Recorded data ::
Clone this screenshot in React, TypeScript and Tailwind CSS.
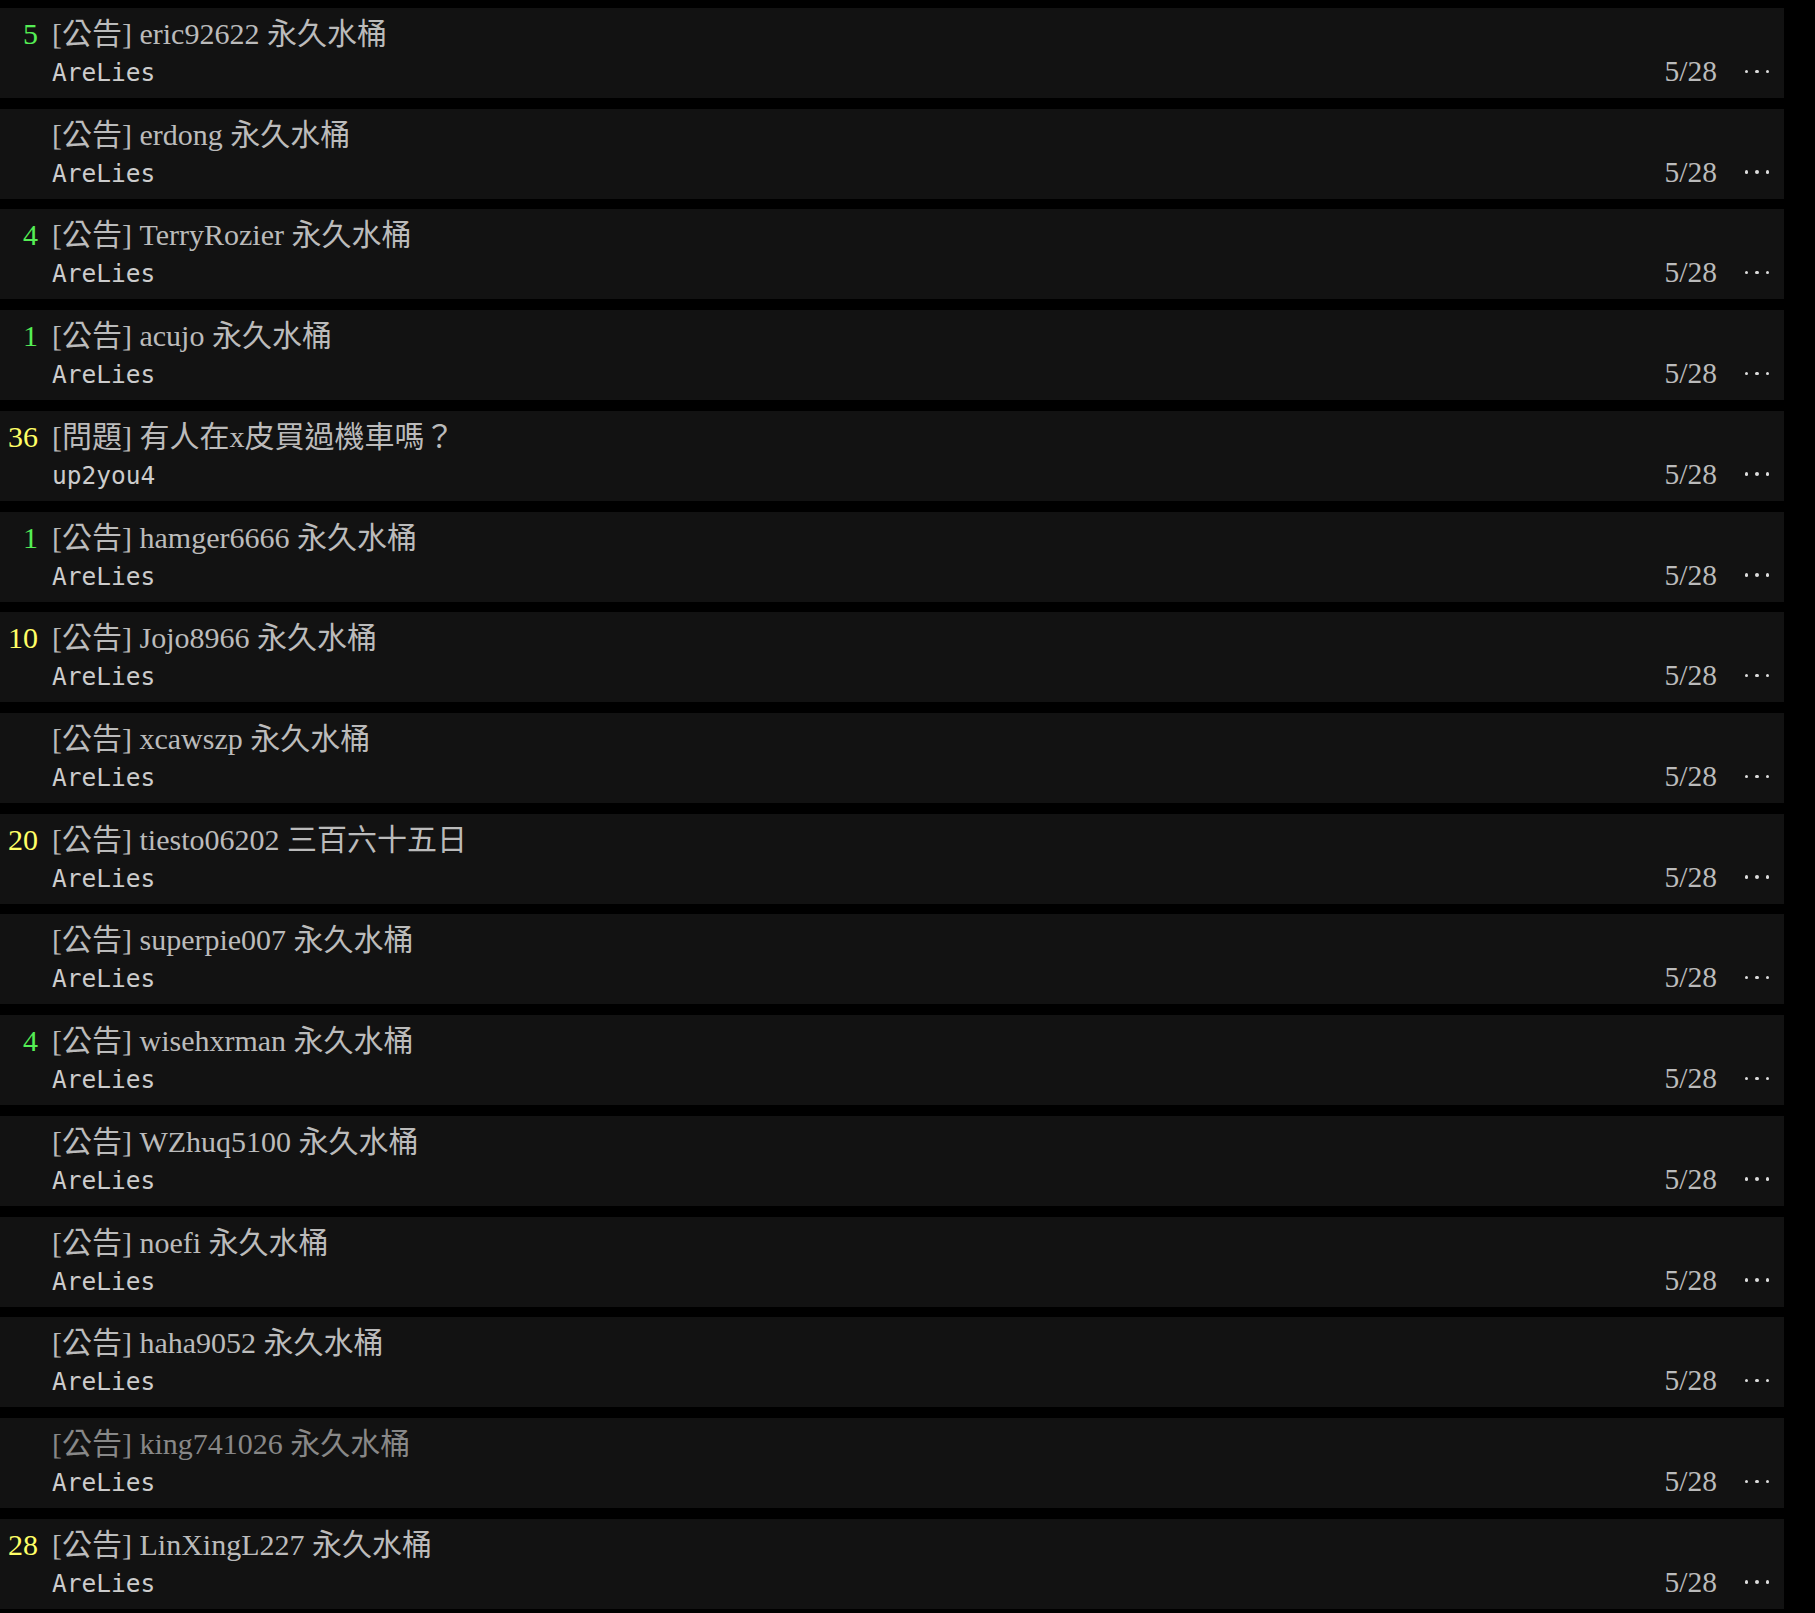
import React from "react";

type Post = {
  count: string;
  title: string;
  author: string;
  date: string;
  read?: boolean;
};

const posts: Post[] = [
  { count: "5", title: "[公告] eric92622 永久水桶", author: "AreLies", date: "5/28" },
  { count: "", title: "[公告] erdong 永久水桶", author: "AreLies", date: "5/28" },
  { count: "4", title: "[公告] TerryRozier 永久水桶", author: "AreLies", date: "5/28" },
  { count: "1", title: "[公告] acujo 永久水桶", author: "AreLies", date: "5/28" },
  { count: "36", title: "[問題] 有人在x皮買過機車嗎？", author: "up2you4", date: "5/28" },
  { count: "1", title: "[公告] hamger6666 永久水桶", author: "AreLies", date: "5/28" },
  { count: "10", title: "[公告] Jojo8966 永久水桶", author: "AreLies", date: "5/28" },
  { count: "", title: "[公告] xcawszp 永久水桶", author: "AreLies", date: "5/28" },
  { count: "20", title: "[公告] tiesto06202 三百六十五日", author: "AreLies", date: "5/28" },
  { count: "", title: "[公告] superpie007 永久水桶", author: "AreLies", date: "5/28" },
  { count: "4", title: "[公告] wisehxrman 永久水桶", author: "AreLies", date: "5/28" },
  { count: "", title: "[公告] WZhuq5100 永久水桶", author: "AreLies", date: "5/28" },
  { count: "", title: "[公告] noefi 永久水桶", author: "AreLies", date: "5/28" },
  { count: "", title: "[公告] haha9052 永久水桶", author: "AreLies", date: "5/28" },
  { count: "", title: "[公告] king741026 永久水桶", author: "AreLies", date: "5/28", read: true },
  { count: "28", title: "[公告] LinXingL227 永久水桶", author: "AreLies", date: "5/28" },
];

// push counts: single digits in green, two digits in yellow
function countClass(count: string) {
  return count.length >= 2 ? "text-[#ffff66]" : "text-[#55ee55]";
}

const serif = "font-['Liberation_Serif','Noto_Sans_CJK_TC',serif]";
const mono = "font-['DejaVu_Sans_Mono',monospace]";

function PostRow({ post }: { post: Post }) {
  return (
    <div className="flex h-[90px] w-[1784px] bg-[#121212]">
      <div
        className={`w-[38px] shrink-0 pt-[9px] text-right text-[30px] leading-[34px] ${serif} ${countClass(post.count)}`}
      >
        {post.count}
      </div>
      <div className="ml-[14px] flex min-w-0 flex-1 flex-col pt-[9px]">
        <div
          className={`text-[30px] leading-[34px] ${serif} ${post.read ? "text-[#888888]" : "text-[#bbbbbb]"}`}
        >
          {post.title}
        </div>
        <div className={`mt-[6px] text-[24.5px] leading-[32px] text-[#cccccc] ${mono}`}>
          {post.author}
        </div>
      </div>
      <div className="flex shrink-0 items-end pb-[10px] pr-[15px]">
        <span className={`text-[29.5px] leading-[33px] text-[#bbbbbb] ${serif}`}>{post.date}</span>
        <span className="mb-[15px] ml-[28px] flex w-[24px] items-center gap-[7px]">
          <span className="h-[3.5px] w-[3.5px] rounded-full bg-[#dddddd]" />
          <span className="h-[3.5px] w-[3.5px] rounded-full bg-[#dddddd]" />
          <span className="h-[3.5px] w-[3.5px] rounded-full bg-[#dddddd]" />
        </span>
      </div>
    </div>
  );
}

export default function App() {
  return (
    <div className="min-h-[1613px] w-full bg-black pt-[8px]">
      <div className="flex flex-col gap-[10.73px]">
        {posts.map((p, i) => (
          <PostRow key={i} post={p} />
        ))}
      </div>
    </div>
  );
}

What you need to do ::
Quote everything in the listing above exactly; pictures are the only thing to omit.

Task answer ::
Clone this screenshot in React, TypeScript and Tailwind CSS.
import React from "react";

type Post = {
  count: string;
  title: string;
  author: string;
  date: string;
  read?: boolean;
};

const posts: Post[] = [
  { count: "5", title: "[公告] eric92622 永久水桶", author: "AreLies", date: "5/28" },
  { count: "", title: "[公告] erdong 永久水桶", author: "AreLies", date: "5/28" },
  { count: "4", title: "[公告] TerryRozier 永久水桶", author: "AreLies", date: "5/28" },
  { count: "1", title: "[公告] acujo 永久水桶", author: "AreLies", date: "5/28" },
  { count: "36", title: "[問題] 有人在x皮買過機車嗎？", author: "up2you4", date: "5/28" },
  { count: "1", title: "[公告] hamger6666 永久水桶", author: "AreLies", date: "5/28" },
  { count: "10", title: "[公告] Jojo8966 永久水桶", author: "AreLies", date: "5/28" },
  { count: "", title: "[公告] xcawszp 永久水桶", author: "AreLies", date: "5/28" },
  { count: "20", title: "[公告] tiesto06202 三百六十五日", author: "AreLies", date: "5/28" },
  { count: "", title: "[公告] superpie007 永久水桶", author: "AreLies", date: "5/28" },
  { count: "4", title: "[公告] wisehxrman 永久水桶", author: "AreLies", date: "5/28" },
  { count: "", title: "[公告] WZhuq5100 永久水桶", author: "AreLies", date: "5/28" },
  { count: "", title: "[公告] noefi 永久水桶", author: "AreLies", date: "5/28" },
  { count: "", title: "[公告] haha9052 永久水桶", author: "AreLies", date: "5/28" },
  { count: "", title: "[公告] king741026 永久水桶", author: "AreLies", date: "5/28", read: true },
  { count: "28", title: "[公告] LinXingL227 永久水桶", author: "AreLies", date: "5/28" },
];

// push counts: single digits in green, two digits in yellow
function countClass(count: string) {
  return count.length >= 2 ? "text-[#ffff66]" : "text-[#55ee55]";
}

const serif = "font-['Liberation_Serif','Noto_Sans_CJK_TC',serif]";
const mono = "font-['DejaVu_Sans_Mono',monospace]";

function PostRow({ post }: { post: Post }) {
  return (
    <div className="flex h-[90px] w-[1784px] bg-[#121212]">
      <div
        className={`w-[38px] shrink-0 pt-[9px] text-right text-[30px] leading-[34px] ${serif} ${countClass(post.count)}`}
      >
        {post.count}
      </div>
      <div className="ml-[14px] flex min-w-0 flex-1 flex-col pt-[9px]">
        <div
          className={`text-[30px] leading-[34px] ${serif} ${post.read ? "text-[#888888]" : "text-[#bbbbbb]"}`}
        >
          {post.title}
        </div>
        <div className={`mt-[6px] text-[24.5px] leading-[32px] text-[#cccccc] ${mono}`}>
          {post.author}
        </div>
      </div>
      <div className="flex shrink-0 items-end pb-[10px] pr-[15px]">
        <span className={`text-[29.5px] leading-[33px] text-[#bbbbbb] ${serif}`}>{post.date}</span>
        <span className="mb-[15px] ml-[28px] flex w-[24px] items-center gap-[7px]">
          <span className="h-[3.5px] w-[3.5px] rounded-full bg-[#dddddd]" />
          <span className="h-[3.5px] w-[3.5px] rounded-full bg-[#dddddd]" />
          <span className="h-[3.5px] w-[3.5px] rounded-full bg-[#dddddd]" />
        </span>
      </div>
    </div>
  );
}

export default function App() {
  return (
    <div className="min-h-[1613px] w-full bg-black pt-[8px]">
      <div className="flex flex-col gap-[10.73px]">
        {posts.map((p, i) => (
          <PostRow key={i} post={p} />
        ))}
      </div>
    </div>
  );
}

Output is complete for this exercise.